Virgil Abloh × MCA pop-up store, “Church & State,” MCA Chicago. Photo: Peter McCullough, © MCA Chicago.

The exhibition circles visitors around to an exclusive pop-up shop that Abloh titled Church and State (only museum visitors have access, unlike the main street level MCA shop, which is open to the public). The explicit exclusion of commerce in the title of the storefront equation makes it feel implicit in both the spiritual and the legislative. Though I’m not convinced by the claim to offer a variety of price points in the pop-up (the boutique MCA price tags I picked up ranged from $344 – $724), I have to concede that there is a certain creative quality to Abloh’s take on  consumerism. Abloh finds the seductive quality of designed objects and the desire to move from consumer to producer as intertwined in his practice.
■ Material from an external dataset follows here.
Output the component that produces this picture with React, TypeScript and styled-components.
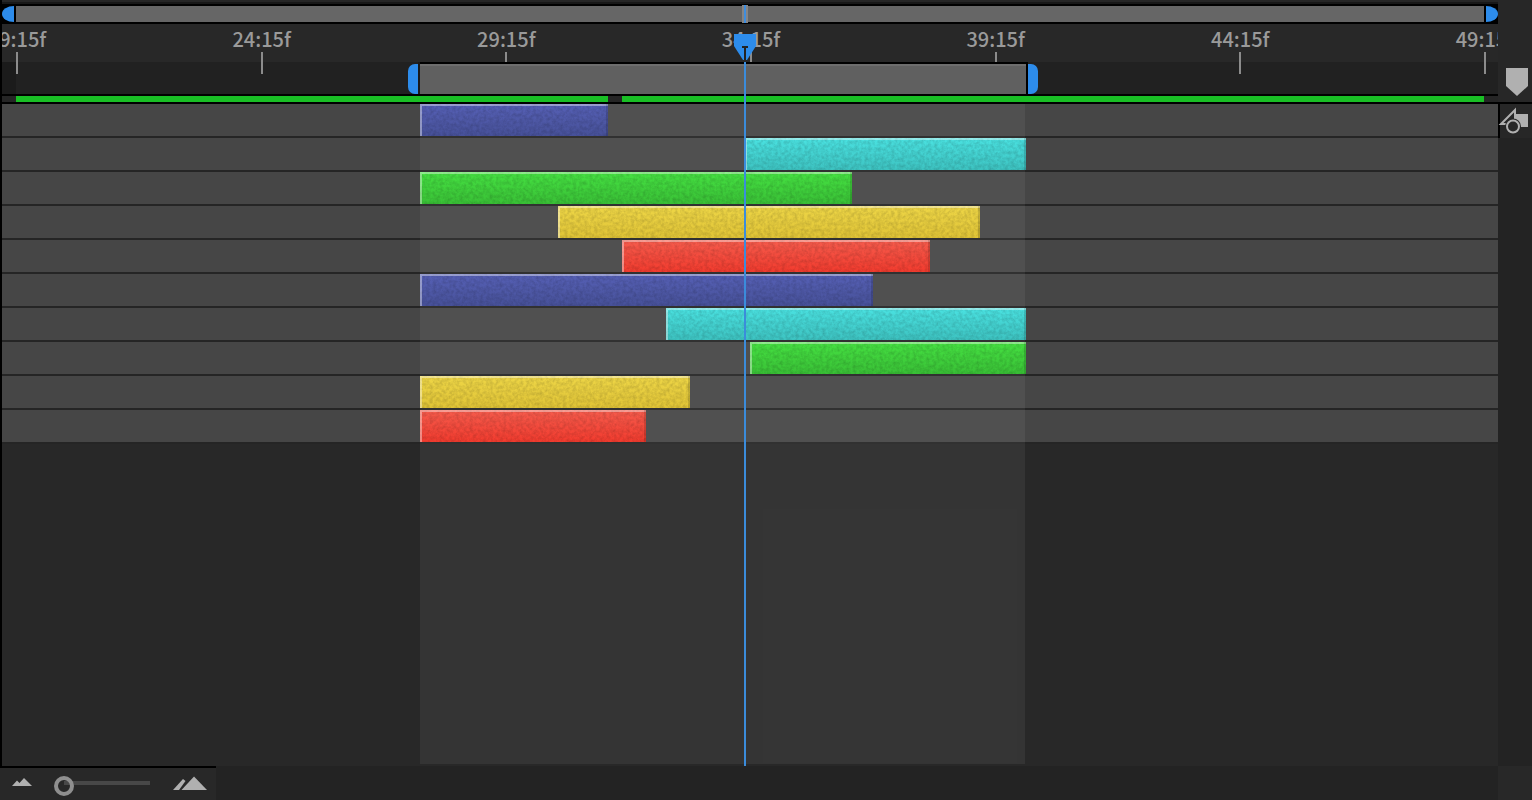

He likens searching for a shirt for yourself that matches the one you saw a favorite celebrity wear on TV to a creative practice. One can interpret this as a consumerist curation of the self that falls flat when held to theories of original artistic genius. But in Abloh’s terms, finding that exact shirt to purchase can be likened to the observing, making, looking, and collecting of the lofty commercial ambitions of the art world with artists, auction-houses, and collectors who follow gallery trends. Abloh, in this scenario, is a trendsetter of the highest caliber. 

Beyond the walls of the museum, inside the Vans storefront on the corner of State and Monroe, another rarefied collection is on display: decorated sneakers and slip-ons are set in vitrines atop columns with surface design that reads “Custom-made for YOU.” This limited time display, objects from “longtime collector” Bill Cruz, originally struck me as gimmicky the first few times I passed it. But after spending time in Virgil’s church, I’m more convinced that the lines between consumer and creative are blurrier than we make them out to be. There is room to be both a tourist and a purist. The act of selling may be a publicity stunt, but there’s something to be said for the seductive form of the window display.